ASBG commented on comment on the Council of Australian Government’s Banning exports of waste plastic, paper, glass and tyres discussion paper.
In general ASBG considered the Waste Export Ban somewhat confusing in how it will achieve the outcomes consistent with the National Waste Policy's circular economy principles. ASBG members indicated the WEB will simply result in much of the exported recyclates being landfilled in the short term. Paper and cardboard is most affected with 1.2 MT being currently exported and with the closure of Australia largest newsprint mill in Albury, about half of old newspapers will only be recyclable overseas.
ASBG recommends modifying the value-adding criteria to recognised bona fide recyclate which has a positive value and meets international standards and country acceptance criteria as being products and not wastes.  This is supported by the Hazardous Waste (Export and Import) Act which defined waste as materials to be disposed of.  The Commonwealth may also play a gatekeeper role where export countries with suspect environmental credentials require additional assessment and approval.

ASBG took the initiative in preparing a submission to the EPA requesting clarification of how the on-site / off-site rule operates.  Put simply this rule means material only becomes a waste once it has been taken off site.  Consequently, materials moved and or stockpiled for clean up, remediation, demolition, unexpected finds etc, are not considered waste and can be further processed and used on site under WHS and Contaminated land management laws not subject to waste laws. Considering the recent findings of EPA v Grafil case and a high variation of its interpretation among various EPA officers there is much confusion over how this rule should operate and where are its boundaries.  For general remediation, earthworks and demolition work, classification of on-site materials as waste would make construction a far more complex, unnecessarily so in ASBG's opinion. The submission identifies what is believed to be the on-site / off-site rule, what is meant by on-site or a site, and where there are many gray areas.  A series of case studies is used to assist the EPA tease out where the boundaries sit.

ASBG submission on NSW's 20 Year Waste Strategy focuses on the current generally NSW policy led legislation and policy actions which are filling NSW landfills faster than ever.  The need for new waste infrastructure is critical especially landfills which offer a safety valve if diversion approaches fail to perform.  Energy from Waste plants are also considered an important component to better managing NSW's wastes into the future.  ASBG also supports greatly expanded recycling, but the end markets for such products must be first identified.  Two key areas that will make a difference is downcycling and reduction of contamination to meet export market requirements.  While recycling back to a raw material is to be encouraged, such actions have in the medium term limited application in NSW.  Recycling also has an environmental limit; when the recycling requires more natural resources than to make it, such collected material is far better off being downcycled including incineration or perhaps landfilled. ASBG also reviewed the Waste Levy and found only 19% is dedicated to waste management. Since business and industry contribute 65% of the levy, a similar percentage of grant moneys should be allocated back in proportion to the levy paid if real landfill diversion is the goal.

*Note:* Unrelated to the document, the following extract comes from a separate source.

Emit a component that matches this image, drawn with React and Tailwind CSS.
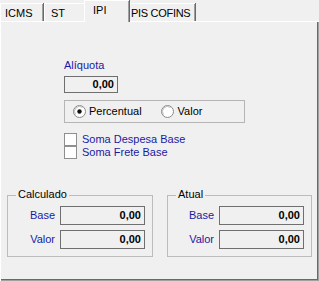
import React from "react";

const font = { fontFamily: '"Liberation Sans", Arial, sans-serif' };

function Tab({ label, active, w, pl }) {
  if (active) {
    return (
      <div className={`relative z-10 -mx-[2px] -mb-px flex h-[22px] items-start whitespace-nowrap border-l border-t border-white bg-[#f0f0f0] pt-[3px] shadow-[inset_-1px_0_0_#a0a0a0,1px_0_0_#696969] ${w} ${pl}`}>
        {label}
      </div>
    );
  }
  return (
    <div className={`flex h-[18px] items-start whitespace-nowrap border-l border-t border-white bg-[#f0f0f0] pt-[3px] shadow-[inset_-1px_0_0_#a0a0a0,1px_0_0_#696969] ${w} ${pl}`}>
      {label}
    </div>
  );
}

function Field({ w, h }) {
  return (
    <div className={`flex items-center justify-end border border-[#6f6f6f] bg-[#f0f0f0] pr-[3px] font-bold text-black ${w} ${h}`}>
      0,00
    </div>
  );
}

function Radio({ checked }) {
  return (
    <svg width="13" height="13" viewBox="0 0 13 13">
      <circle cx="6.5" cy="6.5" r="6" fill="#fff" stroke="#8a8a8a" />
      <path d="M2.5 9.5 A5 5 0 0 1 9.5 2.5" fill="none" stroke="#bdbdbd" />
      {checked && <circle cx="6.5" cy="6.5" r="2.2" fill="#111" />}
    </svg>
  );
}

function Check({ label }) {
  return (
    <div className="flex h-[13px] items-center gap-[5px]">
      <div className="h-[13px] w-[13px] border border-[#8e8f8f] bg-white" />
      <span className="text-[#1a1aa6]">{label}</span>
    </div>
  );
}

function Group({ title, w, children }) {
  return (
    <div className={`relative h-[62px] border border-[#bcbcbc] ${w}`}>
      <span className="absolute -top-[8px] left-[8px] bg-[#f0f0f0] px-[2px] leading-[13px] text-black">{title}</span>
      <div className="flex flex-col gap-[5px] pt-[10px]">{children}</div>
    </div>
  );
}

function Row({ label, lw }) {
  return (
    <div className="flex items-center">
      <span className={`pr-[5px] text-right text-[#1a1aa6] ${lw}`}>{label}</span>
      <Field w="w-[85px]" h="h-[19px]" />
    </div>
  );
}

export default function App() {
  return (
    <div className="h-[281px] w-[319px] bg-[#f0f0f0] text-[11px] leading-[13px] text-black" style={font}>
      <div className="flex h-[21px] items-end">
        <Tab label="ICMS" w="w-[43px]" pl="pl-[4px]" />
        <div className="w-px" />
        <Tab label="ST" w="w-[41px]" pl="pl-[6px]" />
        <div className="w-px" />
        <Tab label="IPI" active w="w-[45px]" pl="pl-[8px]" />
        <div className="w-px" />
        <Tab label="PIS COFINS" w="w-[67px]" pl="pl-[2px] tracking-[-0.3px]" />
      </div>
      <div className="h-[260px] border-l border-t border-white shadow-[inset_-1px_-1px_0_#a0a0a0,inset_-2px_-2px_0_#696969]">
        <div className="pl-[63px] pt-[37px]">
          <div className="text-[#1a1aa6]">Alíquota</div>
          <div className="mt-[4px]">
            <Field w="w-[54px]" h="h-[17px]" />
          </div>
          <div className="mt-[7px] flex h-[23px] w-[181px] items-center border border-[#b5b5b5] pl-[8px]">
            <div className="flex items-center gap-[3px]">
              <Radio checked />
              <span>Percentual</span>
            </div>
            <div className="ml-[19px] flex items-center gap-[4px]">
              <Radio />
              <span>Valor</span>
            </div>
          </div>
          <div className="mt-[10px] flex flex-col">
            <Check label="Soma Despesa Base" />
            <Check label="Soma Frete Base" />
          </div>
        </div>
        <div className="mt-[36px] flex pl-[6px]">
          <Group title="Calculado" w="w-[146px]">
            <Row label="Base" lw="w-[52px]" />
            <Row label="Valor" lw="w-[52px]" />
          </Group>
          <div className="w-[14px]" />
          <Group title="Atual" w="w-[145px]">
            <Row label="Base" lw="w-[51px]" />
            <Row label="Valor" lw="w-[51px]" />
          </Group>
        </div>
      </div>
    </div>
  );
}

ASBG generally is quite supportive of the Consultants reporting on contaminated land: Contaminated Land Guidelines.  A few issues raised included the preferred keeping of the four stages for assessment and remediation of contaminated land rather than going to a seven stage framework.  The three additional stages can be easily incorporated into the main four stages as required additional information.  ASBG considered moving to a seven stage process would confuse many involved in the property sector, insurance agents and financiers than the current four stage framework which is also similar to the US EPA's approach.  There were also a few issues with the need for detailed technical reports for major remediation projects using treatment processes on site.  It requirements were loosely related to a risk based approach, but could lead to excessive details which may not be required or proportional to the risks posed.

Preparation of Queensland’s EfWP is a golden opportunity for Queensland not to go down the narrow path that NSW EPA has with its EfW.  ASBG’s submission was largely about avoiding a one rule fits all approach and permit flexibility in its EfW.  Multiple examples are provided where and MSW style EfW rule set would prevent many innovative and alternative EfW projects getting started.  Manufacturing can often use fuel/raw material additives in thermal process, which ASBG considered can be largely covered by Queensland’s existing End of Waste Codes instrument.